*Direction*. From the listing below, pull each line that includes "React".

______

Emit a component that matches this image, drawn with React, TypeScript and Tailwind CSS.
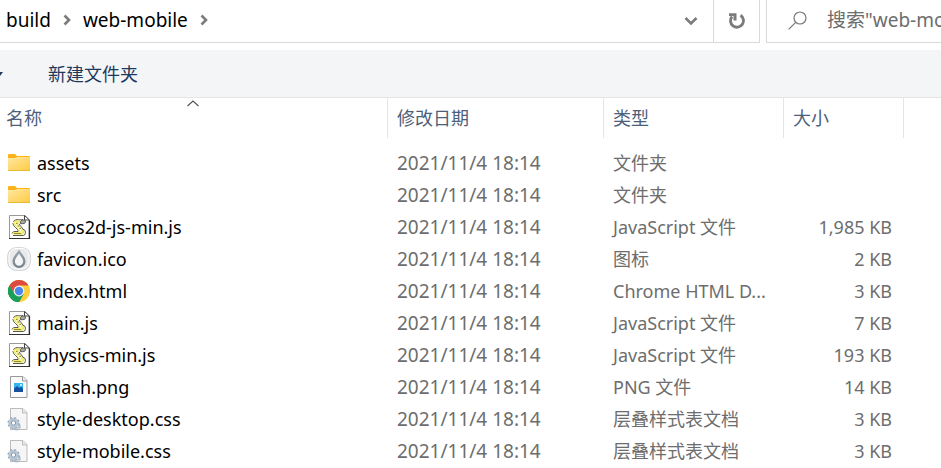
import React from "react";

type Kind = "folder" | "script" | "favicon" | "chrome" | "image" | "css";

const files: { name: string; kind: Kind; type: string; size: string }[] = [
  { name: "assets", kind: "folder", type: "文件夹", size: "" },
  { name: "src", kind: "folder", type: "文件夹", size: "" },
  { name: "cocos2d-js-min.js", kind: "script", type: "JavaScript 文件", size: "1,985 KB" },
  { name: "favicon.ico", kind: "favicon", type: "图标", size: "2 KB" },
  { name: "index.html", kind: "chrome", type: "Chrome HTML D...", size: "3 KB" },
  { name: "main.js", kind: "script", type: "JavaScript 文件", size: "7 KB" },
  { name: "physics-min.js", kind: "script", type: "JavaScript 文件", size: "193 KB" },
  { name: "splash.png", kind: "image", type: "PNG 文件", size: "14 KB" },
  { name: "style-desktop.css", kind: "css", type: "层叠样式表文档", size: "3 KB" },
  { name: "style-mobile.css", kind: "css", type: "层叠样式表文档", size: "3 KB" },
];

function FileIcon({ kind }: { kind: Kind }) {
  const common = { width: 24, height: 24, viewBox: "0 0 24 24", fill: "none", className: "shrink-0", "aria-hidden": true };
  switch (kind) {
    case "folder":
      return (
        <svg {...common}>
          <defs>
            <linearGradient id="folder" x1="0" y1="0" x2="1" y2="1">
              <stop offset="0" stopColor="#ffe8a2" />
              <stop offset="1" stopColor="#ffcb45" />
            </linearGradient>
          </defs>
          <path d="M1 4q0-1 1-1h6l2 2h12q1 0 1 1v3H1z" fill="#f9b41c" />
          <path d="M1 7h7l2-1h13v13.500H1z" fill="url(#folder)" />
          <path d="M1 19.500h22" stroke="#e9b93a" />
        </svg>
      );
    case "script":
      return (
        <svg {...common}>
          <path d="M2.500.500H18l4 4.500v18.500H2.500z" fill="#fff" stroke="#999" />
          <path d="M2 23.500h20.500V5" stroke="#333" strokeWidth="1.200" />
          <path d="M17.500.500V5h5z" fill="#fff" stroke="#444" />
          <path d="M9 4.800h7M6.500 7q.5-2.200 3-2.200M5.800 8q.2 2.500 2.700 4.500t3 4M5 18.500q.5-2 3-2h3M6 20.500h10.500q2-.5 2-3.200t-3-3.300M12 9l4 5" stroke="#444" strokeWidth=".9" />
          <path d="M9 5.500h5.500L13 8.500h-2.200l4.500 6q2.200.5 2.200 2.700t-2 2.600H7q-1.600-.3-1.600-1.300t2.100-1.400h4.300q.3-2-2.300-4.500T6.500 8.200Q6.600 5.800 9 5.500z" fill="#f0ea66" />
          <path d="M8.500 7.500q0 2 3 5t2.500 5.500" stroke="#fffbd0" strokeWidth="1.200" />
          <path d="M15 5h1.800q2 .4 1.700 2t-2.500 1.700h-2.500Q13 6 15 5z" fill="#aaa" stroke="#444" strokeWidth=".8" />
          <path d="M9 8.500h1.500M10.500 11h2M12.500 13.500h1.500M7 18.500h7" stroke="#77752f" strokeWidth=".8" />
        </svg>
      );
    case "favicon":
      return (
        <svg {...common}>
          <defs>
            <linearGradient id="drop" x1="0" y1="0" x2="0" y2="1">
              <stop offset="0" stopColor="#a3aab0" />
              <stop offset="1" stopColor="#71808b" />
            </linearGradient>
          </defs>
          <rect x=".8" y=".8" width="22.400" height="22.400" rx="8" fill="#e9eaec" stroke="#c8cacd" />
          <rect x="2" y="1.500" width="20" height="20.500" rx="7" stroke="#fff" />
          <path d="M12 2.500C10 6 5.500 10 5.500 14.500a6.500 6.500 0 0 0 13 0C18.500 10 14 6 12 2.500z" fill="url(#drop)" />
          <path d="M12 6.500c-1.200 2.500-4.200 5-4.200 8a4.200 4.200 0 0 0 8.400 0c0-3-3-5.500-4.200-8z" fill="#f4f5f6" />
        </svg>
      );
    case "chrome":
      return (
        <svg {...common}>
          <circle cx="12" cy="12" r="11" fill="#fdd03b" />
          <path d="M12 12L2.470 6.500A11 11 0 0 1 21.530 6.500H12z" fill="#dd4b3e" />
          <path d="M2.470 6.500A11 11 0 0 0 12 23l4.760-8.250L12 12 7.240 14.750z" fill="#1a9f5b" />
          <path d="M2.470 6.500l4.770 8.250L12 12V6.500z" fill="#dd4b3e" />
          <path d="M2.470 6.500l4.770 8.250A5.500 5.500 0 0 0 12 17.500L16.760 14.750 12 23A11 11 0 0 1 2.470 6.500z" fill="#1a9f5b" />
          <circle cx="12" cy="12" r="5.400" fill="#f4f4f4" />
          <circle cx="12" cy="12" r="4.200" fill="#4b87ed" />
        </svg>
      );
    case "image":
      return (
        <svg {...common}>
          <path d="M3.500 1.500H16l4 4v17H3.500z" fill="#fafafa" stroke="#999" />
          <path d="M15.500 1.500v4.500h4.500" fill="#eee" stroke="#999" />
          <path d="M7 8h9v9H7z" fill="#1597e5" />
          <path d="M7 8h9v4H7z" fill="#35b4f2" />
          <path d="M7 17v-3l3-3 2.500 2.500L14 12l2 2v3z" fill="#164f9e" />
          <circle cx="14" cy="10" r=".9" fill="#fff" />
        </svg>
      );
    case "css":
      return (
        <svg {...common}>
          <path d="M3.500 1.500H16l4 4v17H3.500z" fill="#f6f6f6" stroke="#bbb" />
          <path d="M15.500 1.500v4.500h4.500" fill="#eaeaea" stroke="#bbb" />
          <circle cx="9.500" cy="19.500" r="3" stroke="#a4b3c0" strokeWidth="2.400" strokeDasharray="1.800 .9" />
          <circle cx="6.500" cy="16" r="3.700" stroke="#b9c8d4" strokeWidth="3" />
          <circle cx="6.500" cy="16" r="5.400" stroke="#9fb0bf" strokeWidth="1.500" strokeDasharray="2.120 2.120" />
          <circle cx="6.500" cy="16" r="2.200" fill="#f8fafb" stroke="#8698a8" />
        </svg>
      );
  }
}

function Crumb({ label }: { label: string }) {
  return (
    <>
      <button type="button" className="whitespace-nowrap">{label}</button>
      <svg width="8" height="12" viewBox="0 0 8 12" fill="none" className="mx-3 shrink-0" aria-hidden="true">
        <path d="M1.500 1.500L6 6l-4.500 4.500" stroke="#7b7b7b" strokeWidth="2.600" />
      </svg>
    </>
  );
}

export default function App() {
  return (
    <main className="overflow-hidden bg-white font-['Noto_Sans','Noto_Sans_CJK_SC',sans-serif] text-[18px] leading-6 text-black">
      <header className="mb-[7px] flex h-[43px] gap-1.5 text-[19px]">
        <div className="flex min-w-0 flex-1 border-r border-b border-[#d9d9d9]">
          <nav aria-label="路径" className="flex min-w-0 flex-1 items-center pb-0.5 pl-1.5">
            <Crumb label="build" />
            <Crumb label="web-mobile" />
          </nav>
          <button type="button" aria-label="历史记录" className="flex w-11 items-center justify-center">
            <svg width="14" height="10" viewBox="0 0 14 10" fill="none" aria-hidden="true">
              <path d="M1.500 2L7 7.500 12.500 2" stroke="#7b7b7b" strokeWidth="2.600" />
            </svg>
          </button>
          <button type="button" aria-label="刷新" className="flex w-[46px] items-center justify-center border-l border-[#d9d9d9]">
            <svg width="18" height="18" viewBox="0 0 18 18" fill="none" aria-hidden="true">
              <path d="M4 4.500A6.500 6.500 0 1 0 12.500 3.200" stroke="#7b7b7b" strokeWidth="2.900" />
              <path d="M1 1.200h7.500v7.300H5.500V4H1z" fill="#7b7b7b" />
            </svg>
          </button>
        </div>
        <label className="flex w-[175px] items-center gap-5 overflow-hidden border-b border-l border-[#d9d9d9] pb-0.5 pl-[21px]">
          <svg width="19" height="19" viewBox="0 0 19 19" fill="none" className="shrink-0" aria-hidden="true">
            <circle cx="12" cy="7" r="6" stroke="#777" strokeWidth="1.200" />
            <path d="M7.700 11.300L.700 18.300" stroke="#777" strokeWidth="1.200" />
          </svg>
          <input type="text" aria-label="搜索" placeholder={'搜索"web-mobile"'} className="min-w-0 flex-1 outline-none placeholder:text-[#6d6d6d]" />
        </label>
      </header>

      <div className="flex h-12 items-center gap-[45px] border-b border-[#e5e5e5] bg-[#f4f5f7] text-[#1e395b]">
        <svg width="3" height="4" viewBox="0 0 3 4" aria-hidden="true">
          <path d="M-3 0h6L0 4z" fill="#1e395b" />
        </svg>
        <button type="button">新建文件夹</button>
      </div>

      <table className="w-full table-fixed border-separate border-spacing-0 text-left">
        <colgroup>
          <col className="w-[388px]" />
          <col className="w-[216px]" />
          <col className="w-[180px]" />
          <col className="w-[120px]" />
          <col />
        </colgroup>
        <thead>
          <tr className="h-10 text-[#4c607a]">
            <th scope="col" aria-sort="ascending" className="relative border-r border-[#e5e5e5] p-0 pl-1.5 font-normal">
              名称
              <svg width="12" height="7" viewBox="0 0 12 7" fill="none" className="absolute top-0.5 left-[187px]" aria-hidden="true">
                <path d="M.500 6L6 1l5.500 5" stroke="#555" strokeWidth="1.200" />
              </svg>
            </th>
            <th scope="col" className="border-r border-[#e5e5e5] p-0 pl-[9px] font-normal">修改日期</th>
            <th scope="col" className="border-r border-[#e5e5e5] p-0 pl-[9px] font-normal">类型</th>
            <th scope="col" className="border-r border-[#e5e5e5] p-0 pl-[9px] font-normal">大小</th>
            <td />
          </tr>
        </thead>
        <tbody className="text-[#6d6d6d] before:block before:h-[9px]">
          {files.map((file) => (
            <tr key={file.name} className="h-8">
              <td className="p-0 pl-[7px] text-black">
                <div className="flex items-center gap-1.5">
                  <FileIcon kind={file.kind} />
                  <span className="truncate">{file.name}</span>
                </div>
              </td>
              <td className="p-0 pl-[9px] text-[19px]">2021/11/4 18:14</td>
              <td className="truncate p-0 pl-[9px]">{file.type}</td>
              <td className="p-0 pr-3 text-right">{file.size}</td>
              <td />
            </tr>
          ))}
        </tbody>
      </table>
    </main>
  );
}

______

*Solution to this problem*.
Emit a component that matches this image, drawn with React, TypeScript and Tailwind CSS.
import React from "react";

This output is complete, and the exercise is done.